### TASK TO COMPLETE
Pictures stay out of the copy; restate everything else in the material exactly.

○ ○ ○ ○ ○ ○ ○

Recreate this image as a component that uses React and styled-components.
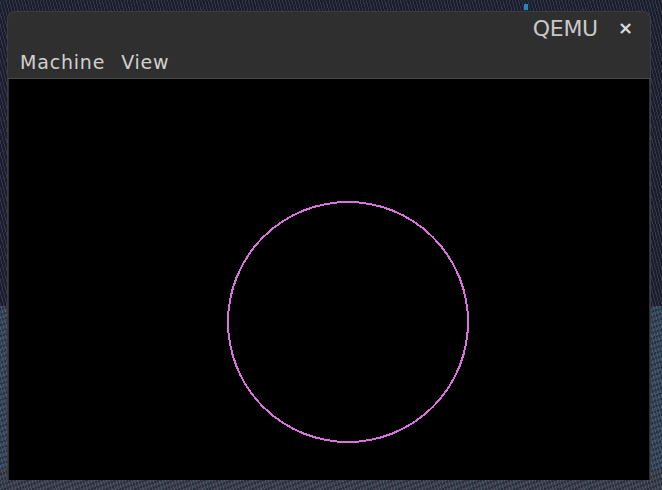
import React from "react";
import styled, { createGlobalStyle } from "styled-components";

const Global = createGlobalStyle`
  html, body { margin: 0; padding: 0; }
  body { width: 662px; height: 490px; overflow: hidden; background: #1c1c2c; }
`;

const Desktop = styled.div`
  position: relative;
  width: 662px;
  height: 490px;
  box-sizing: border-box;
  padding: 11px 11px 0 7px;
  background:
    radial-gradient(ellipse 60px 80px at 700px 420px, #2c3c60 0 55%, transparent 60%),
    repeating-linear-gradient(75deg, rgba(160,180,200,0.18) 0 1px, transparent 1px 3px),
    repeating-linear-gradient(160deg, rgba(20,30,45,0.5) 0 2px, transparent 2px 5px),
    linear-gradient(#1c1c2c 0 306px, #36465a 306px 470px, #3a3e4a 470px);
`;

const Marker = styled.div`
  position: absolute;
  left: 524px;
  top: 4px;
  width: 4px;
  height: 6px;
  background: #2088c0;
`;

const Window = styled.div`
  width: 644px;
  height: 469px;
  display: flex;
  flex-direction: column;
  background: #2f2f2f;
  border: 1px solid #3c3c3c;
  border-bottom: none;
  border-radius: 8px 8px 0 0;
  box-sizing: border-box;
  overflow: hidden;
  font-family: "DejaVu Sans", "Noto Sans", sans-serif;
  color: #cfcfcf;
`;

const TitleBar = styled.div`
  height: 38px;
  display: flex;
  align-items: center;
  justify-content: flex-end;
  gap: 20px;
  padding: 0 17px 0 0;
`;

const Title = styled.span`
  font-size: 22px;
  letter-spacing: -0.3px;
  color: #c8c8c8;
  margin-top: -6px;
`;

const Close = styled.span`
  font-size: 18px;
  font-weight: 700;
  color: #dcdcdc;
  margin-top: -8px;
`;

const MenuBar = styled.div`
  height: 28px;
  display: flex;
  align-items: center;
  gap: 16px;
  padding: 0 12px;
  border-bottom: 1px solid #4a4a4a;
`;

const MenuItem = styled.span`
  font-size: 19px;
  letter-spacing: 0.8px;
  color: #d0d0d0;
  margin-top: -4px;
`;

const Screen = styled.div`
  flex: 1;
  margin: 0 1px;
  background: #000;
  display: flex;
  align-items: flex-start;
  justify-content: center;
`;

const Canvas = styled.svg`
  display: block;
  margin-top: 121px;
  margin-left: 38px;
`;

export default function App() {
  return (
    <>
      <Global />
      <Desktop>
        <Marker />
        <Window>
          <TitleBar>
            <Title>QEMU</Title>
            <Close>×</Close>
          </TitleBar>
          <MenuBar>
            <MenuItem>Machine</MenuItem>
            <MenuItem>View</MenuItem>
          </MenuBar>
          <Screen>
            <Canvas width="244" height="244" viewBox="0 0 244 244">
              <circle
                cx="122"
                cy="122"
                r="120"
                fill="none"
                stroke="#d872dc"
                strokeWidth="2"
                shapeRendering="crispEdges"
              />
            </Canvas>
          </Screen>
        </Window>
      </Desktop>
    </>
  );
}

○ ○ ○ ○ ○ ○ ○

### ANSWER FOR THIS EXERCISE
Recreate this image as a component that uses React and styled-components.
import React from "react";
import styled, { createGlobalStyle } from "styled-components";

const Global = createGlobalStyle`
  html, body { margin: 0; padding: 0; }
  body { width: 662px; height: 490px; overflow: hidden; background: #1c1c2c; }
`;

const Desktop = styled.div`
  position: relative;
  width: 662px;
  height: 490px;
  box-sizing: border-box;
  padding: 11px 11px 0 7px;
  background:
    radial-gradient(ellipse 60px 80px at 700px 420px, #2c3c60 0 55%, transparent 60%),
    repeating-linear-gradient(75deg, rgba(160,180,200,0.18) 0 1px, transparent 1px 3px),
    repeating-linear-gradient(160deg, rgba(20,30,45,0.5) 0 2px, transparent 2px 5px),
    linear-gradient(#1c1c2c 0 306px, #36465a 306px 470px, #3a3e4a 470px);
`;

const Marker = styled.div`
  position: absolute;
  left: 524px;
  top: 4px;
  width: 4px;
  height: 6px;
  background: #2088c0;
`;

const Window = styled.div`
  width: 644px;
  height: 469px;
  display: flex;
  flex-direction: column;
  background: #2f2f2f;
  border: 1px solid #3c3c3c;
  border-bottom: none;
  border-radius: 8px 8px 0 0;
  box-sizing: border-box;
  overflow: hidden;
  font-family: "DejaVu Sans", "Noto Sans", sans-serif;
  color: #cfcfcf;
`;

const TitleBar = styled.div`
  height: 38px;
  display: flex;
  align-items: center;
  justify-content: flex-end;
  gap: 20px;
  padding: 0 17px 0 0;
`;

const Title = styled.span`
  font-size: 22px;
  letter-spacing: -0.3px;
  color: #c8c8c8;
  margin-top: -6px;
`;

const Close = styled.span`
  font-size: 18px;
  font-weight: 700;
  color: #dcdcdc;
  margin-top: -8px;
`;

const MenuBar = styled.div`
  height: 28px;
  display: flex;
  align-items: center;
  gap: 16px;
  padding: 0 12px;
  border-bottom: 1px solid #4a4a4a;
`;

const MenuItem = styled.span`
  font-size: 19px;
  letter-spacing: 0.8px;
  color: #d0d0d0;
  margin-top: -4px;
`;

const Screen = styled.div`
  flex: 1;
  margin: 0 1px;
  background: #000;
  display: flex;
  align-items: flex-start;
  justify-content: center;
`;

const Canvas = styled.svg`
  display: block;
  margin-top: 121px;
  margin-left: 38px;
`;

export default function App() {
  return (
    <>
      <Global />
      <Desktop>
        <Marker />
        <Window>
          <TitleBar>
            <Title>QEMU</Title>
            <Close>×</Close>
          </TitleBar>
          <MenuBar>
            <MenuItem>Machine</MenuItem>
            <MenuItem>View</MenuItem>
          </MenuBar>
          <Screen>
            <Canvas width="244" height="244" viewBox="0 0 244 244">
              <circle
                cx="122"
                cy="122"
                r="120"
                fill="none"
                stroke="#d872dc"
                strokeWidth="2"
                shapeRendering="crispEdges"
              />
            </Canvas>
          </Screen>
        </Window>
      </Desktop>
    </>
  );
}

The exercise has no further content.